> _DATA BLOCK_:
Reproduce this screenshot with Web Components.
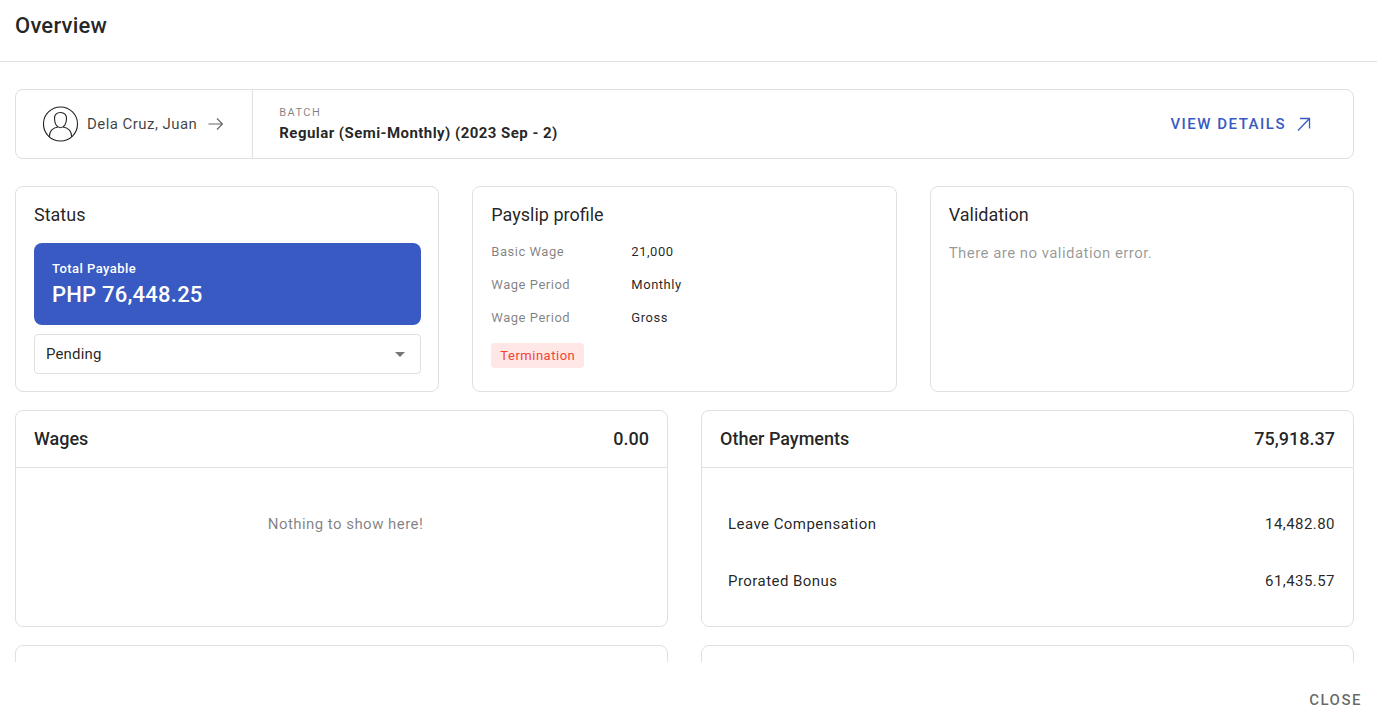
<!DOCTYPE html>
<html lang="en">
<head>
<meta charset="utf-8">
<title>Payslip overview</title>
<style>
  html, body { margin: 0; height: 100%; }
  body {
    --line: #e0e0e0;
    --ink: rgba(0, 0, 0, .87);
    --muted: rgba(0, 0, 0, .5);
    --primary: #385ac2;
    --track: .03em;
    --track-wide: .04em;
    --track-caps: .1em;
    font-family: Roboto, "Liberation Sans", sans-serif;
    font-size: 15px;
    line-height: 24px;
    letter-spacing: var(--track);
    color: var(--ink);
    background: #fff;
  }
</style>
</head>
<body>
<payslip-overview></payslip-overview>

<script>
const define = (name, html) => {
  const template = document.createElement('template');
  template.innerHTML = html;
  customElements.define(name, class extends HTMLElement {
    constructor() {
      super();
      this.attachShadow({ mode: 'open' }).append(template.content.cloneNode(true));
    }
  });
};

define('dialog-shell', `
  <style>
    :host { display: flex; flex-direction: column; height: 100vh; }
    header { flex: none; padding: 10px 15px 19px; border-bottom: 1px solid var(--line); }
    h1 { margin: 0; font-size: 22px; line-height: 32px; font-weight: 500; letter-spacing: .01em; }
    main { flex: 1; min-height: 0; overflow: auto; scrollbar-width: none; padding: 27px 23px 27px 15px; }
    footer { flex: none; display: flex; justify-content: flex-end; padding: 29px 15px 12px; }
  </style>
  <header><h1><slot name="title"></slot></h1></header>
  <main><slot></slot></main>
  <footer><slot name="actions"></slot></footer>
`);

define('close-button', `
  <style>
    :host { display: block; }
    button { display: block; margin: 0; padding: 0; border: 0; background: none; font: inherit; line-height: 18px;
      font-weight: 500; letter-spacing: var(--track-caps); color: rgba(0, 0, 0, .6); cursor: pointer; }
  </style>
  <button type="button"><slot></slot></button>
`);

define('person-link', `
  <style>
    :host { display: block; }
    a { display: flex; align-items: center; color: rgba(0, 0, 0, .75); text-decoration: none; }
    .avatar { width: 36px; height: 36px; margin-right: 8px; }
    .arrow { width: 16px; height: 16px; margin-left: 10px; }
    svg { fill: none; }
  </style>
  <a href="#employee">
    <svg class="avatar" viewBox="0 0 36 36" stroke="#222" stroke-width="1.1" aria-hidden="true">
      <circle cx="17.500" cy="18" r="17"/>
      <path d="M17.500 6.500c-4 0-6 2.500-6 6.100 0 5 2.300 9.200 6 9.200s6-4.200 6-9.200c0-3.600-2-6.100-6-6.100z"/>
      <path d="M6.300 31c0-6 2.800-9 8.700-10M28.700 31c0-6-2.800-9-8.700-10"/>
    </svg>
    <slot></slot>
    <svg class="arrow" viewBox="0 0 16 16" stroke="#666" stroke-width="1.2" aria-hidden="true"><path d="M1.500 8h14M10 2.500 15.500 8 10 13.500"/></svg>
  </a>
`);

define('batch-bar', `
  <style>
    :host { display: flex; align-items: stretch; border: 1px solid var(--line); border-radius: 8px; }
    .person { display: flex; align-items: center; padding: 16px 29px 16px 27px; border-right: 1px solid var(--line); }
    .batch { flex: 1; display: flex; flex-direction: column; justify-content: center; padding: 0 26px; }
    .label { font-size: 11px; line-height: 18px; letter-spacing: .13em; color: var(--muted); }
    .name { line-height: 22px; font-weight: 700; }
    a { display: flex; align-items: center; gap: 10px; margin-right: 41px; color: var(--primary);
      font-weight: 500; letter-spacing: var(--track-caps); text-decoration: none; }
    svg { width: 16px; height: 16px; fill: none; stroke: currentColor; stroke-width: 1.3; }
  </style>
  <div class="person"><slot name="person"></slot></div>
  <div class="batch">
    <span class="label">BATCH</span>
    <span class="name"><slot></slot></span>
  </div>
  <a href="#details">VIEW DETAILS
    <svg viewBox="0 0 16 16" aria-hidden="true"><path d="M2 14.500 13.500 2.500M4 2.500h9.500v10"/></svg>
  </a>
`);

define('info-card', `
  <style>
    :host { display: flow-root; border: 1px solid var(--line); border-radius: 8px; padding: 16px 17px 17px 18px; }
    h2 { margin: 0 0 16px; font-size: 18px; line-height: 24px; font-weight: 400; letter-spacing: normal; }
  </style>
  <h2><slot name="title"></slot></h2>
  <slot></slot>
`);

define('total-banner', `
  <style>
    :host { display: block; padding: 15px 18px; border-radius: 8px; background: var(--primary); color: #fff; }
    .label { font-size: 13px; line-height: 22px; font-weight: 500; }
    .amount { font-size: 22px; line-height: 30px; font-weight: 500; letter-spacing: .01em; }
  </style>
  <div class="label"><slot name="label"></slot></div>
  <div class="amount"><slot></slot></div>
`);

define('status-select', `
  <style>
    :host { display: grid; align-items: center; margin-top: 9px; }
    select, svg { grid-area: 1 / 1; }
    select { appearance: none; box-sizing: border-box; width: 100%; height: 40px; margin: 0; padding: 0 40px 0 11px;
      border: 1px solid var(--line); border-radius: 4px; background: #fff; color: var(--ink); font: inherit; letter-spacing: .01em; }
    svg { justify-self: end; width: 10px; height: 5px; margin-right: 16px; fill: #757575; pointer-events: none; }
  </style>
  <select aria-label="Payslip status"><option>Pending</option></select>
  <svg viewBox="0 0 10 5" aria-hidden="true"><path d="M0 0h10L5 5z"/></svg>
`);

define('profile-list', `
  <style>
    :host { display: block; font-size: 13px; line-height: 18px; letter-spacing: var(--track-wide); }
    dl { display: grid; grid-template-columns: 140px 1fr; row-gap: 15px; margin: 0; }
    dt { color: var(--muted); }
    dd { margin: 0; }
  </style>
  <dl>
    <dt>Basic Wage</dt><dd>21,000</dd>
    <dt>Wage Period</dt><dd>Monthly</dd>
    <dt>Wage Period</dt><dd>Gross</dd>
  </dl>
`);

define('status-chip', `
  <style>
    :host { display: inline-block; margin-top: 16px; padding: 1px 9px 0; border-radius: 4px; background: #fee7e5; color: #f44336;
      font-size: 13px; line-height: 24px; letter-spacing: var(--track-wide); }
  </style>
  <slot></slot>
`);

define('amount-panel', `
  <style>
    :host { display: block; min-height: 215px; border: 1px solid var(--line); border-radius: 8px; }
    header { display: flex; justify-content: space-between; padding: 16px 18px; border-bottom: 1px solid var(--line);
      font-size: 18px; font-weight: 500; letter-spacing: normal; }
    h2 { margin: 0; font: inherit; }
  </style>
  <header><h2><slot name="title"></slot></h2><slot name="total"></slot></header>
  <slot></slot>
`);

define('empty-note', `
  <style>:host { display: block; padding: 44px 18px 44px 26px; text-align: center; color: var(--muted); }</style>
  <slot></slot>
`);

define('payment-table', `
  <style>
    :host { display: block; padding: 27px 18px 17px 26px; }
    table { width: 100%; border-collapse: collapse; }
    th, td { height: 57px; padding: 0; font-weight: 400; }
    th { text-align: left; }
    td { text-align: right; }
  </style>
  <table>
    <tr><th scope="row">Leave Compensation</th><td>14,482.80</td></tr>
    <tr><th scope="row">Prorated Bonus</th><td>61,435.57</td></tr>
  </table>
`);

define('payslip-overview', `
  <style>
    :host { display: block; }
    .three, .two { display: grid; column-gap: 33px; row-gap: 18px; }
    .three { grid-template-columns: repeat(3, 1fr); margin: 27px 0 18px; }
    .two { grid-template-columns: repeat(2, 1fr); }
    .ok { margin: 0; line-height: 20px; color: rgba(0, 0, 0, .42); }
  </style>
  <dialog-shell>
    <span slot="title">Overview</span>
    <batch-bar>
      <person-link slot="person">Dela Cruz, Juan</person-link>
      Regular (Semi-Monthly) (2023 Sep - 2)
    </batch-bar>
    <div class="three">
      <info-card>
        <span slot="title">Status</span>
        <total-banner><span slot="label">Total Payable</span>PHP 76,448.25</total-banner>
        <status-select></status-select>
      </info-card>
      <info-card>
        <span slot="title">Payslip profile</span>
        <profile-list></profile-list>
        <status-chip>Termination</status-chip>
      </info-card>
      <info-card>
        <span slot="title">Validation</span>
        <p class="ok">There are no validation error.</p>
      </info-card>
    </div>
    <div class="two">
      <amount-panel>
        <span slot="title">Wages</span><span slot="total">0.00</span>
        <empty-note>Nothing to show here!</empty-note>
      </amount-panel>
      <amount-panel>
        <span slot="title">Other Payments</span><span slot="total">75,918.37</span>
        <payment-table></payment-table>
      </amount-panel>
      <amount-panel></amount-panel>
      <amount-panel></amount-panel>
    </div>
    <close-button slot="actions">CLOSE</close-button>
  </dialog-shell>
`);
</script>
</body>
</html>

> _REQUIREMENTS_: Give the number of lines that carry the word "this", with nothing added.

> _FULL SOLUTION_: 2